[lug] Looking for image manipulation software

Michael J. Hammel mjhammel at graphics-muse.org
Wed Nov 24 10:56:02 MST 2004


On Tue, 2004-11-23 at 20:55, Paul E Condon wrote:
> By subtract, I mean pixel-by-pixel difference of pixel values so that if the two
> input images are identical, the result is an blank image. I can get two images overlaid.
> I can move one relative to another, and if I spent another few hours looking I might
> find a way to input x,y shifts as number of pixels rather than using the mouse to
> drag and drop. But even when I do get them overlaid with the mouse, that only increases
> the contrast of the image.
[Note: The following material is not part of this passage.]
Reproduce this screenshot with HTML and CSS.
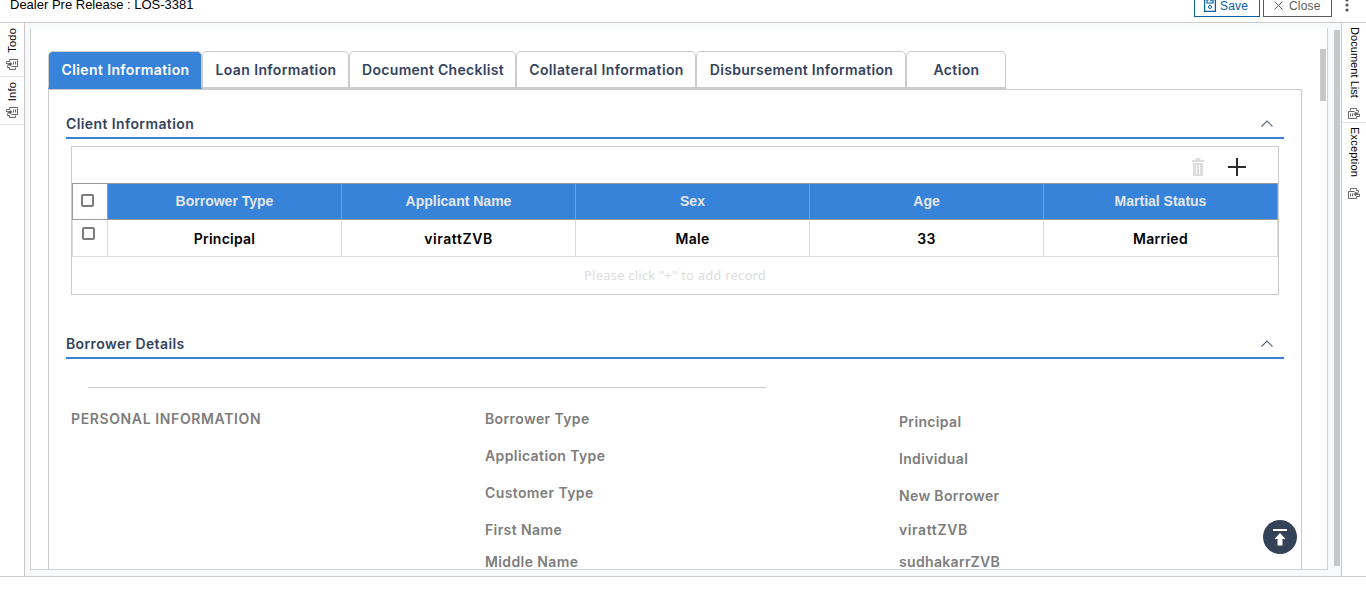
FILE: index.html
```html
<!DOCTYPE html>
<html lang="en">
<head>
<meta charset="utf-8">
<title>Dealer Pre Release</title>
<link rel="stylesheet" href="styles.css">
</head>
<body>
<svg class="defs" width="0" height="0">
  <symbol id="copy" viewBox="0 0 12 11">
    <g fill="none" stroke="#696969"><path d="M3.500 2.500v-2h8v7h-6M.5 5V2.500h3M1.500 6.500v2h2v2h6v-2M7.500 2.500v3M9.500 2.500v3"/><path d="M1 4h3V2.500L6.500 5 4 7.500V6.500H2z" fill="#696969" stroke="none"/></g>
  </symbol>
  <symbol id="chev" viewBox="0 0 12 7"><path d="M.5 6.500 6 1l5.500 5.500" fill="none" stroke="#596a82" stroke-width="1.200"/></symbol>
</svg>
<header class="topbar">
  <span class="title">Dealer Pre Release : LOS-3381</span>
  <div class="actions">
    <button class="btn save"><svg width="12" height="13" viewBox="0 0 12 13"><path d="M.6.600h10.800v11.800H.6zM3 .6v3.400h6V.6M7 1v1.500" fill="none" stroke="currentColor" stroke-width="1.200"/><circle cx="6" cy="8" r="1.500" fill="none" stroke="currentColor"/></svg>Save</button>
    <button class="btn close"><svg width="9" height="9" viewBox="0 0 9 9"><path d="m.5.5 8 8m0-8-8 8" stroke="currentColor"/></svg>Close</button>
    <svg class="dots" width="4" height="16" viewBox="0 0 4 16"><g fill="#555"><circle cx="2" cy="3" r="1.600"/><circle cx="2" cy="8" r="1.600"/><circle cx="2" cy="13" r="1.600"/></g></svg>
  </div>
</header>
<main class="workspace">
  <aside class="rail left">
    <div class="rail-item todo"><span>Todo</span><svg width="12" height="11"><use href="#copy"/></svg></div>
    <div class="rail-item info"><span>Info</span><svg width="12" height="11"><use href="#copy"/></svg></div>
  </aside>
  <section class="frame">
    <div class="sheet">
      <nav class="tabs">
        <a class="tab t1 active"><span>Client Information</span></a>
        <a class="tab t2"><span>Loan Information</span></a>
        <a class="tab t3"><span>Document Checklist</span></a>
        <a class="tab t4"><span>Collateral Information</span></a>
        <a class="tab t5"><span>Disbursement Information</span></a>
        <a class="tab t6"><span>Action</span></a>
      </nav>
      <div class="card">
        <h2 class="section-head"><span>Client Information</span><svg width="12" height="7"><use href="#chev"/></svg></h2>
        <div class="grid-box">
          <div class="tools">
            <svg width="12" height="18" viewBox="0 0 12 18"><path d="M3.500 0h5v2H12v2H0V2h3.500zM1 5h10v13H1z" fill="#ddd"/><path d="M4.500 7v9M7.500 7v9" stroke="#fff"/></svg>
            <svg width="18" height="18" viewBox="0 0 18 18"><path d="M9 0v18M0 9h18" stroke="#2b2b2b" stroke-width="2"/></svg>
          </div>
          <table>
            <thead><tr><th class="check"><i></i></th><th>Borrower Type</th><th>Applicant Name</th><th>Sex</th><th>Age</th><th>Martial Status</th></tr></thead>
            <tbody><tr><td class="check"><i></i></td><td>Principal</td><td class="wide">virattZVB</td><td>Male</td><td>33</td><td>Married</td></tr></tbody>
          </table>
          <p class="hint">Please click "+" to add record</p>
        </div>
        <h2 class="section-head details"><span>Borrower Details</span><svg width="12" height="7"><use href="#chev"/></svg></h2>
        <hr>
        <div class="fields">
          <div class="group">PERSONAL INFORMATION</div>
          <div class="names"><span>Borrower Type</span><span>Application Type</span><span>Customer Type</span><span>First Name</span><span>Middle Name</span></div>
          <div class="values"><span>Principal</span><span>Individual</span><span>New Borrower</span><span class="wide">virattZVB</span><span>sudhakarrZVB</span></div>
        </div>
      </div>
      <div class="thumb inner"></div>
      <button class="to-top"><svg width="14" height="17" viewBox="0 0 14 17"><path d="M0 0h14v2H0zM7 4l5.500 6H9.500v6.500h-5V10h-3z" fill="#fff"/></svg></button>
    </div>
    <div class="thumb outer"></div>
  </section>
  <aside class="rail right">
    <div class="rail-item docs"><span>Document List</span><svg width="12" height="11"><use href="#copy" transform="rotate(180 6 5.500)"/></svg></div>
    <div class="rail-item exc"><span>Exception</span><svg width="12" height="11"><use href="#copy" transform="rotate(180 6 5.500)"/></svg></div>
  </aside>
</main>
</body>
</html>
```
FILE: styles.css
```css
* { box-sizing: border-box; }
body { margin: 0; height: 589px; overflow: hidden; background: #fff; font: 600 14px/18px Inter, "Liberation Sans", sans-serif; letter-spacing: .39px; color: #34435e; }
.defs { position: absolute; }
svg { display: block; flex: none; }
.topbar { height: 23px; border-bottom: 1px solid #ccc; display: flex; justify-content: space-between; align-items: flex-start; padding: 0 17px 0 10px; overflow: hidden; font: 12px/14px "Liberation Sans", Arial, sans-serif; color: #000; }
.title { margin-top: -3px; font-size: 13px; line-height: 15px; letter-spacing: 0; }
.actions { display: flex; gap: 3px; }
.btn { display: flex; align-items: center; gap: 4px; height: 24px; margin-top: -7px; padding: 1px 9px 0 9px; border: 1px solid; background: #fff; font: inherit; letter-spacing: .2px; }
.save { width: 66px; color: #0662a5; }
.close { width: 69px; color: #5c5c5c; gap: 6px; padding-left: 10px; }
.dots { margin: -3px 0 0 10px; }
.workspace { height: 554px; display: flex; border-bottom: 1px solid #ccc; }
.rail { width: 25px; font: 11px/12px "Liberation Sans", Arial, sans-serif; color: #000; }
.left { border-right: 1px solid #c8c8c8; }
.right { border-left: 1px solid #c8c8c8; }
.rail-item { display: flex; flex-direction: column; align-items: center; border-bottom: 1px solid #e2e2e2; }
.rail-item span { writing-mode: vertical-rl; letter-spacing: .2px; }
.left span { transform: rotate(180deg); }
.todo { height: 54px; padding: 5px 0 6px; justify-content: space-between; }
.info { height: 48px; padding: 5px 0 6px; justify-content: space-between; }
.docs { height: 100px; padding: 4px 0 3px; justify-content: space-between; }
.docs span { letter-spacing: .05px; }
.exc { height: 79px; padding: 4px 0 3px; justify-content: space-between; border: 0; }
.right .rail-item span { padding-left: 1px; }
.frame { flex: 1; display: flex; padding: 5px 0 6px 5px; background: #f8f9fb; }
.sheet { position: relative; width: 1298px; border: 1px solid #d0d1d3; border-top: 0; background: #fff; padding: 23px 25px 0 17px; overflow: hidden; }
.tabs { display: flex; height: 38px; }
.tab { display: flex; align-items: center; justify-content: center; padding-left: 1px; border: 1px solid #ccc; border-bottom-width: 2px; border-radius: 5px 5px 0 0; }
.t1 { width: 154px; } .t2 { width: 147px; } .t3 { width: 167px; } .t4 { width: 180px; } .t5 { width: 210px; } .t6 { width: 100px; }
.t3, .t5 { letter-spacing: .29px; }
.active { background: #3883da; color: #fff; border-bottom-color: #3883da; }
.card { width: 1254px; height: 490px; border: 1px solid #ccc; padding: 20px 17px 0; }
.section-head { display: flex; justify-content: space-between; align-items: center; height: 29px; margin: 0; padding: 1px 11px 0 0; border-bottom: 2px solid #3883da; font: inherit; }
.section-head svg { margin-bottom: 2px; }
.grid-box { width: 1208px; height: 149px; margin: 7px 0 0 5px; border: 1px solid #ccc; }
.tools { height: 36px; display: flex; justify-content: flex-end; align-items: center; gap: 24px; padding: 4px 32px 0 0; }
table { width: 1206px; height: 74px; table-layout: fixed; border-collapse: collapse; }
th, td { height: 36.5px; padding: 0; border: 1px solid #ddd; text-align: center; }
th { height: 36px; padding-bottom: 2px; background: #3883da; border-color: #999; color: #e4e7ea; font: bold 14px/18px "Liberation Sans", Arial, sans-serif; letter-spacing: 0; }
td { color: #000; padding-top: 2px; letter-spacing: .25px; }
td.wide, .values .wide { letter-spacing: .6px; }
.check { width: 35px; background: #fff; }
.check i { display: block; width: 13px; height: 13px; margin: -1px 0 0 8px; border: 2px solid #7c7c7c; border-radius: 2px; }
td.check i { margin: -12px 0 0 9px; }
.hint { margin: 9px 0 0; text-align: center; font: 13px/18px "Noto Sans", sans-serif; letter-spacing: .2px; color: #ddd; }
.details { margin-top: 35px; }
hr { width: 678px; margin: 28px 0 0 22px; border: 0; border-top: 1px solid #ccc; }
.fields { display: grid; grid-template-columns: 414px 414px 1fr; padding: 22px 0 0 5px; color: #7d7d7d; }
.group { letter-spacing: .62px; }
.names, .values { display: grid; grid-template-rows: 37px 37px 37px 32px 18px; }
.values { padding-top: 3px; grid-template-rows: 37px 37px 34px 32px 18px; }
.values span { letter-spacing: .34px; }
.thumb { background: #c7c7c7; }
.inner { position: absolute; right: 1px; top: 21px; width: 6px; height: 52px; }
.outer { width: 6px; height: 536px; margin: 2px 0 0 6px; }
.to-top { position: absolute; left: 1232px; top: 492px; width: 34px; height: 34px; padding: 0; border: 0; border-radius: 50%; background: #344258; display: flex; align-items: center; justify-content: center; }
```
Choosing modes subtract or difference doesn't help.

Everyone else has mentioned non-GIMP tools.  I'll cover GIMP.

First, GIMP's layer modes Subtract and Difference are not the same. 
Difference is the one you want.  Subtract will clamp the result to 0
(black) even if the operation produces a negative value (the higher
layer pixel values are larger than the lower layer) while Difference
will take the absolute value of the result.  So if the colors for a
specific pixel are exactly the same, you get black.  Whether or not that
is the same as "blank" to you is a matter of opinion. :-)  Both modes
apply the operation with the higher layer subtraced/differenced from the
lower layer.

Offsetting a layer is simple in GIMP 1.2 - Image->Transforms->Offset
(Shift-Ctrl-O).  You can shift by any number of pixels in the horizontal
or vertical direction.  The same is possible in GIMP 2.0 but I don't
have that running at work right now so can't tell you if its in the same
place.  It's probably under the Layers menu now instead of under the
Image menu.

Layer alignment is possible with stock GIMP tools (Layers->Align Visible
Layers) but its pretty meager.  I wrote a plugin for layer alignment
that is more interactive and allows you to align on any layer as the
base.  It's called GFXLayers and is part of the Graphics Muse Tools
(www.ximba.org/gfxmuse/gfxmuse.html).  This only works with GIMP 1.2
right now.  I haven't ported it yet to GIMP 2.0.  The tools are BSD
licensed.

If you want to all of this work (sans my plugin), create a black
background.  Then create a new image and fill with red and a white
stripe near the left edge.  Offset the new layer by 1/2 (the Offset
dialog makes this easy - but turn off the Wrap toggle).  Then set the
layer mode for the new layer to difference - the colors don't change: 
black (000000) - red (ff0000) = abs(-ff0000) = red.  Change the mode to
subtract and the whole thing goes black.

Change the background to red:  Set the new layer mode to subtract and it
and the white stripe go black.  Set the new layer mode to difference and
the white stripe goes cyan while the rest of that layer goes black.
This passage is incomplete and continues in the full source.